Athenian shopping obsession – Evripidou Street


Migrating birds definitely know a thing or two. Having spent the last few months in Athens, I can confirm that going South for the winter is the sweetest way to spend the darkest months. Obviously, we have not gone as far as Africa, but the weather has been kinder and the days, even in December, were not quite so short.

But that’s it – our winter sojourn in Athens has come to an end and we are off, back to northern climes tomorrow. The bags are packed and we have said our goodbyes to friends and family. I had a few things to buy to take home, so a trip to one of my favourite streets  in this city, seemed a fitting way to spend our last day.

I have a confession to make here – I absolutely love Evripidou Street. It is to be found just off Athinas Street, near the Varvakeio Market; a fascinating part of town anyway, in its own right.


Here there are shops that specialise in tools, others with barrels and baskets. There are cook shops like Aladdin’s cave and hardware stores, displaying their goods like works of art. But when you turn onto Evripidou Street you find yourself somewhere very special.

This is no tourist-orientated souq or trendy foodista market – this is a glorious cornucopia of spice shops, herbalists and delis. Here you can buy sacks of flour  – yes, I said sacks – in a shop the size of a small newsagent.IMG_4269

Looking down a flight of subterranean steps you find stores, selling possibly every kind of dried bean and lentil you could ever need. There are barrels of honey and olive oil, sold ‘loose’, and a place close by to buy the bottle to store it in. There is even a shop that specialises in string. This street is heaven.


There are some very famous shops here too. The first you come across is ‘Bahar’, at number thirty one – easily identified by the almost permanent queue outside. ‘Bahar’ has been supplying the people of Athens with spices, herbs, dried fruits, grains and pulses since 1940. They have moved with the times too; goji berries, dried cranberries and blueberries are now in the mix.This is the perfect place to pick up supplies of fragrant, Greek oregano and thyme.


A little further down you arrive at a shop that is something close to salami heaven. The ceiling is festooned with ropes of dried sausage, cured hams, and garlic; this is ‘Miran’,

In the early 1920’s  Miran Kourounlian, a refugee from the collapsing Ottoman Empire, settled, first in Piraeus and then at 45 Evripidou Street in Athens. From the depths of Anatolia he brought with him the art and passion for making pastourma and soutzouk.

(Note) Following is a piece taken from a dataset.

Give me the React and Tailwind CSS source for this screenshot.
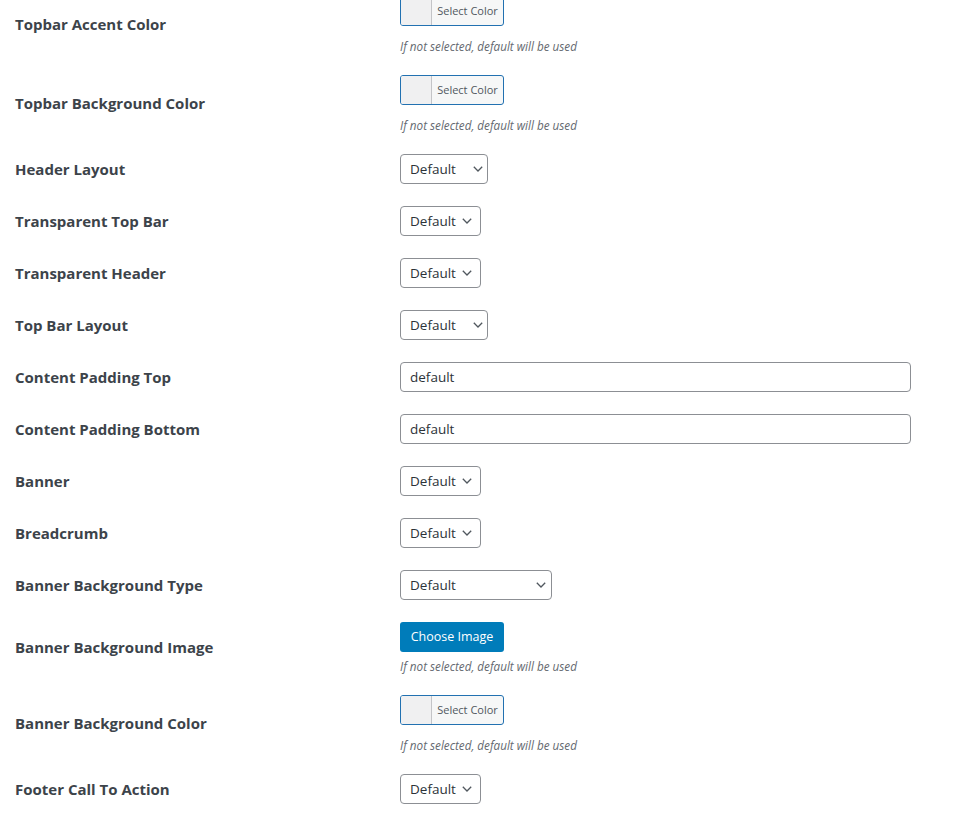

Pastourma is a salted, spiced and cured meat. These days it is usually made from beef but traditionally it was made from camel meat – today this is the most expensive pastourma. The other signature product, soutzouk, is an air-dried, spicy beef sausage.


Over the years the name Miran has become synonymous, not only with pastourma but also with impeccable quality. Today the shop stocks all sorts of deli products from Greece and the rest of Europe – here you can find the best quality Italian prosciutto side by side with a stunning Greek version from Evritania. The cheese counter is totally bewitching and the choice of olives is to die for. There is salt cod and anchovies in oil and even some superb kippers. The credentials of this enchanting store has the best endorsement of all – it is constantly busy, the clientele coming from every strata of Athenian society.


Across the street, in a beautifully restored neo-classical house, is another food treasure, and one new to me, ‘Ta Karamanlidika Tou Fani’. Whereas Miran is a deli with a few tables, ‘Ta Karamanlidika’ is a little taverna with a fantastic deli counter.


The menu includes pastourma and soutzouk but does not stop there. The pureed chickpea salad – it’s definitely not hummus – is creamy and sharp. The bulgur salad is refreshing and counterbalances the richness of the cured meat dishes perfectly.


Not to be missed are the pastourma pies – ‘pastormadopitákia – and the little pans of something resembling huevos rancheros – here the eggs are baked in a tomato and soutzouk stew. The house wine is excellent but on a cold winter’s day, the perfect beverage is a glass or two of the beautifully smooth but strong house tsipouro. The kindly lady of the house always serves a complimentary plate of yogurt and carrot spoon-sweet for pudding.


‘Ta Karamanlidika Tou Fani’ is a real gem, serving some of the best quality and most traditional of Greek produce in a completely unpretentious way.

And with that, I say a fond farewell to Athens, for the time being. I will, of course, be back.